▶ _Data extract_:
------------------------------

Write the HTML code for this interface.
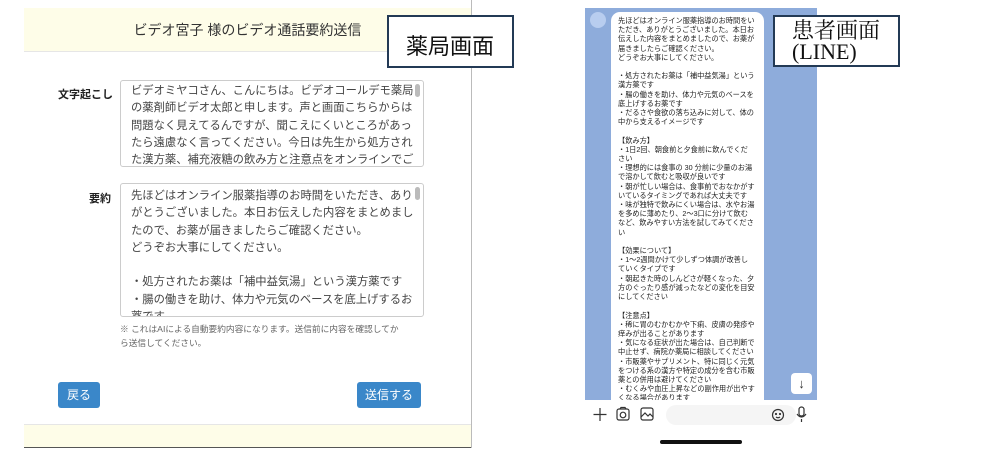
<!DOCTYPE html>
<html><head><meta charset="utf-8"><style>
*{margin:0;padding:0;box-sizing:border-box}
body{width:982px;height:457px;background:#fff;position:relative;overflow:hidden;font-family:"Liberation Sans","Noto Sans CJK JP",sans-serif;color:#333}
.a{position:absolute}
.hdr{left:24px;top:8px;width:447px;height:44px;background:#fefde8;border-bottom:1px solid #e6e6e6;text-align:center;font-size:14px;line-height:44px;color:#333}
.vl{left:471px;top:0;width:1px;height:448px;background:#bbb}
.ftr{left:24px;top:424px;width:447px;height:24px;background:#fefde8;border-top:1px solid #e6e6e6;border-bottom:1px solid #555}
.lbl{font-size:11px;font-weight:bold;color:#222}
.ta{border:1px solid #ccc;border-radius:3px;background:#fff;overflow:hidden;font-size:11.3px;line-height:17.3px;padding:0 14px 0 10px;color:#444;white-space:nowrap}
.sb{position:absolute;right:3px;top:3px;width:5px;height:13px;background:#bbb;border-radius:3px}
.btn{background:#3a87c9;color:#fff;font-size:12px;border-radius:3px;text-align:center;line-height:26px}
.box{border:2px solid #233a55;background:#fff;color:#111}
.bub{left:611px;top:12px;width:153px;height:388px;background:#fff;border-radius:9px 9px 0 0;font-size:7.2px;line-height:9.2px;padding:4px 4px 0 7px;color:#222;overflow:hidden;white-space:nowrap}
</style></head><body>
<div class="a hdr">ビデオ宮子 様のビデオ通話要約送信</div>
<div class="a vl"></div>
<div class="a lbl" style="left:58px;top:86px">文字起こし</div>
<div class="a ta" style="left:120px;top:80px;width:304px;height:87px;padding-top:2px">ビデオミヤコさん、こんにちは。ビデオコールデモ薬局<br>の薬剤師ビデオ太郎と申します。声と画面こちらからは<br>問題なく見えてるんですが、聞こえにくいところがあっ<br>たら遠慮なく言ってください。今日は先生から処方され<br>た漢方薬、補充液糖の飲み方と注意点をオンラインでご<br>説明させていただきます。お手元に薬袋やパッケージの<div class="sb"></div></div>
<div class="a lbl" style="left:89px;top:190px">要約</div>
<div class="a ta" style="left:120px;top:183px;width:304px;height:134px;padding-top:4px">先ほどはオンライン服薬指導のお時間をいただき、あり<br>がとうございました。本日お伝えした内容をまとめまし<br>たので、お薬が届きましたらご確認ください。<br>どうぞお大事にしてください。<br><br>・処方されたお薬は「補中益気湯」という漢方薬です<br>・腸の働きを助け、体力や元気のベースを底上げするお<br>薬です<br>・だるさや食欲の落ち込みに対して、体の中から支える<div class="sb"></div></div>
<div class="a" style="left:120px;top:322px;font-size:8.7px;line-height:14px;color:#666;width:300px;white-space:nowrap">※ これはAIによる自動要約内容になります。送信前に内容を確認してか<br>ら送信してください。</div>
<div class="a btn" style="left:58px;top:382px;width:42px;height:26px">戻る</div>
<div class="a btn" style="left:357px;top:382px;width:64px;height:26px">送信する</div>
<div class="a ftr"></div>
<div class="a box" style="left:387px;top:15px;width:127px;height:53px;font-size:22px;padding:12px 0 0 17px">薬局画面</div>

<div class="a" style="left:585px;top:8px;width:232px;height:392px;background:#8eacdb"></div>
<div class="a" style="left:590px;top:12px;width:16px;height:16px;border-radius:50%;background:#b8cdef"></div>
<div class="a bub">先ほどはオンライン服薬指導のお時間をい<br>ただき、ありがとうございました。本日お<br>伝えした内容をまとめましたので、お薬が<br>届きましたらご確認ください。<br>どうぞお大事にしてください。<br><br>・処方されたお薬は「補中益気湯」という<br>漢方薬です<br>・腸の働きを助け、体力や元気のベースを<br>底上げするお薬です<br>・だるさや食欲の落ち込みに対して、体の<br>中から支えるイメージです<br><br>【飲み方】<br>・1日2回、朝食前と夕食前に飲んでくだ<br>さい<br>・理想的には食事の 30 分前に少量のお湯<br>で溶かして飲むと吸収が良いです<br>・朝が忙しい場合は、食事前でおなかがす<br>いているタイミングであれば大丈夫です<br>・味が独特で飲みにくい場合は、水やお湯<br>を多めに薄めたり、2～3口に分けて飲む<br>など、飲みやすい方法を試してみてくださ<br>い<br><br>【効果について】<br>・1～2週間かけて少しずつ体調が改善し<br>ていくタイプです<br>・朝起きた時のしんどさが軽くなった、夕<br>方のぐったり感が減ったなどの変化を目安<br>にしてください<br><br>【注意点】<br>・稀に胃のむかむかや下痢、皮膚の発疹や<br>痒みが出ることがあります<br>・気になる症状が出た場合は、自己判断で<br>中止せず、病院か薬局に相談してください<br>・市販薬やサプリメント、特に同じく元気<br>をつける系の漢方や特定の成分を含む市販<br>薬との併用は避けてください<br>・むくみや血圧上昇などの副作用が出やす<br>くなる場合があります</div>
<div class="a" style="left:791px;top:373px;width:21px;height:21px;background:#fff;border-radius:4px;text-align:center;font-size:13px;line-height:21px;color:#333">↓</div>
<svg class="a" style="left:590px;top:404px" width="230" height="22" viewBox="0 0 230 22" fill="none" stroke="#333" stroke-width="1.2">
<path d="M10 4v13M3.5 10.5h13"/>
<rect x="27" y="5" width="12" height="11" rx="2"/><circle cx="33" cy="11" r="2.8"/><path d="M30 5l1-1.5h4l1 1.5"/>
<rect x="51" y="4" width="12" height="12" rx="2"/><path d="M51 13l4-4 3 3 2-2 3 3"/>
<rect x="76" y="1" width="130" height="20" rx="10" fill="#f5f5f5" stroke="none"/>
<circle cx="188" cy="11" r="5.5"/><circle cx="186" cy="10" r=".5"/><circle cx="190" cy="10" r=".5"/><path d="M186 13q2 1.5 4 0"/>
<rect x="209" y="3" width="5" height="9" rx="2.5"/><path d="M207 10q4.5 6 9 0M211.5 15v3"/>
</svg>
<div class="a" style="left:660px;top:440px;width:82px;height:4px;border-radius:2px;background:#111"></div>
<div class="a box" style="left:773px;top:15px;width:127px;height:52px;font-family:'Liberation Serif','Noto Serif CJK JP',serif;font-size:22px;line-height:21px;padding:3px 0 0 17px;white-space:nowrap">患者画面<br>(LINE)</div>
</body></html>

------------------------------

▶ _Exercise description_: Word for word, quote the full listing, omitting every picture.

▶ _Full output_:
Write the HTML code for this interface.
<!DOCTYPE html>
<html><head><meta charset="utf-8"><style>
*{margin:0;padding:0;box-sizing:border-box}
body{width:982px;height:457px;background:#fff;position:relative;overflow:hidden;font-family:"Liberation Sans","Noto Sans CJK JP",sans-serif;color:#333}
.a{position:absolute}
.hdr{left:24px;top:8px;width:447px;height:44px;background:#fefde8;border-bottom:1px solid #e6e6e6;text-align:center;font-size:14px;line-height:44px;color:#333}
.vl{left:471px;top:0;width:1px;height:448px;background:#bbb}
.ftr{left:24px;top:424px;width:447px;height:24px;background:#fefde8;border-top:1px solid #e6e6e6;border-bottom:1px solid #555}
.lbl{font-size:11px;font-weight:bold;color:#222}
.ta{border:1px solid #ccc;border-radius:3px;background:#fff;overflow:hidden;font-size:11.3px;line-height:17.3px;padding:0 14px 0 10px;color:#444;white-space:nowrap}
.sb{position:absolute;right:3px;top:3px;width:5px;height:13px;background:#bbb;border-radius:3px}
.btn{background:#3a87c9;color:#fff;font-size:12px;border-radius:3px;text-align:center;line-height:26px}
.box{border:2px solid #233a55;background:#fff;color:#111}
.bub{left:611px;top:12px;width:153px;height:388px;background:#fff;border-radius:9px 9px 0 0;font-size:7.2px;line-height:9.2px;padding:4px 4px 0 7px;color:#222;overflow:hidden;white-space:nowrap}
</style></head><body>
<div class="a hdr">ビデオ宮子 様のビデオ通話要約送信</div>
<div class="a vl"></div>
<div class="a lbl" style="left:58px;top:86px">文字起こし</div>
<div class="a ta" style="left:120px;top:80px;width:304px;height:87px;padding-top:2px">ビデオミヤコさん、こんにちは。ビデオコールデモ薬局<br>の薬剤師ビデオ太郎と申します。声と画面こちらからは<br>問題なく見えてるんですが、聞こえにくいところがあっ<br>たら遠慮なく言ってください。今日は先生から処方され<br>た漢方薬、補充液糖の飲み方と注意点をオンラインでご<br>説明させていただきます。お手元に薬袋やパッケージの<div class="sb"></div></div>
<div class="a lbl" style="left:89px;top:190px">要約</div>
<div class="a ta" style="left:120px;top:183px;width:304px;height:134px;padding-top:4px">先ほどはオンライン服薬指導のお時間をいただき、あり<br>がとうございました。本日お伝えした内容をまとめまし<br>たので、お薬が届きましたらご確認ください。<br>どうぞお大事にしてください。<br><br>・処方されたお薬は「補中益気湯」という漢方薬です<br>・腸の働きを助け、体力や元気のベースを底上げするお<br>薬です<br>・だるさや食欲の落ち込みに対して、体の中から支える<div class="sb"></div></div>
<div class="a" style="left:120px;top:322px;font-size:8.7px;line-height:14px;color:#666;width:300px;white-space:nowrap">※ これはAIによる自動要約内容になります。送信前に内容を確認してか<br>ら送信してください。</div>
<div class="a btn" style="left:58px;top:382px;width:42px;height:26px">戻る</div>
<div class="a btn" style="left:357px;top:382px;width:64px;height:26px">送信する</div>
<div class="a ftr"></div>
<div class="a box" style="left:387px;top:15px;width:127px;height:53px;font-size:22px;padding:12px 0 0 17px">薬局画面</div>

<div class="a" style="left:585px;top:8px;width:232px;height:392px;background:#8eacdb"></div>
<div class="a" style="left:590px;top:12px;width:16px;height:16px;border-radius:50%;background:#b8cdef"></div>
<div class="a bub">先ほどはオンライン服薬指導のお時間をい<br>ただき、ありがとうございました。本日お<br>伝えした内容をまとめましたので、お薬が<br>届きましたらご確認ください。<br>どうぞお大事にしてください。<br><br>・処方されたお薬は「補中益気湯」という<br>漢方薬です<br>・腸の働きを助け、体力や元気のベースを<br>底上げするお薬です<br>・だるさや食欲の落ち込みに対して、体の<br>中から支えるイメージです<br><br>【飲み方】<br>・1日2回、朝食前と夕食前に飲んでくだ<br>さい<br>・理想的には食事の 30 分前に少量のお湯<br>で溶かして飲むと吸収が良いです<br>・朝が忙しい場合は、食事前でおなかがす<br>いているタイミングであれば大丈夫です<br>・味が独特で飲みにくい場合は、水やお湯<br>を多めに薄めたり、2～3口に分けて飲む<br>など、飲みやすい方法を試してみてくださ<br>い<br><br>【効果について】<br>・1～2週間かけて少しずつ体調が改善し<br>ていくタイプです<br>・朝起きた時のしんどさが軽くなった、夕<br>方のぐったり感が減ったなどの変化を目安<br>にしてください<br><br>【注意点】<br>・稀に胃のむかむかや下痢、皮膚の発疹や<br>痒みが出ることがあります<br>・気になる症状が出た場合は、自己判断で<br>中止せず、病院か薬局に相談してください<br>・市販薬やサプリメント、特に同じく元気<br>をつける系の漢方や特定の成分を含む市販<br>薬との併用は避けてください<br>・むくみや血圧上昇などの副作用が出やす<br>くなる場合があります</div>
<div class="a" style="left:791px;top:373px;width:21px;height:21px;background:#fff;border-radius:4px;text-align:center;font-size:13px;line-height:21px;color:#333">↓</div>
<svg class="a" style="left:590px;top:404px" width="230" height="22" viewBox="0 0 230 22" fill="none" stroke="#333" stroke-width="1.2">
<path d="M10 4v13M3.5 10.5h13"/>
<rect x="27" y="5" width="12" height="11" rx="2"/><circle cx="33" cy="11" r="2.8"/><path d="M30 5l1-1.5h4l1 1.5"/>
<rect x="51" y="4" width="12" height="12" rx="2"/><path d="M51 13l4-4 3 3 2-2 3 3"/>
<rect x="76" y="1" width="130" height="20" rx="10" fill="#f5f5f5" stroke="none"/>
<circle cx="188" cy="11" r="5.5"/><circle cx="186" cy="10" r=".5"/><circle cx="190" cy="10" r=".5"/><path d="M186 13q2 1.5 4 0"/>
<rect x="209" y="3" width="5" height="9" rx="2.5"/><path d="M207 10q4.5 6 9 0M211.5 15v3"/>
</svg>
<div class="a" style="left:660px;top:440px;width:82px;height:4px;border-radius:2px;background:#111"></div>
<div class="a box" style="left:773px;top:15px;width:127px;height:52px;font-family:'Liberation Serif','Noto Serif CJK JP',serif;font-size:22px;line-height:21px;padding:3px 0 0 17px;white-space:nowrap">患者画面<br>(LINE)</div>
</body></html>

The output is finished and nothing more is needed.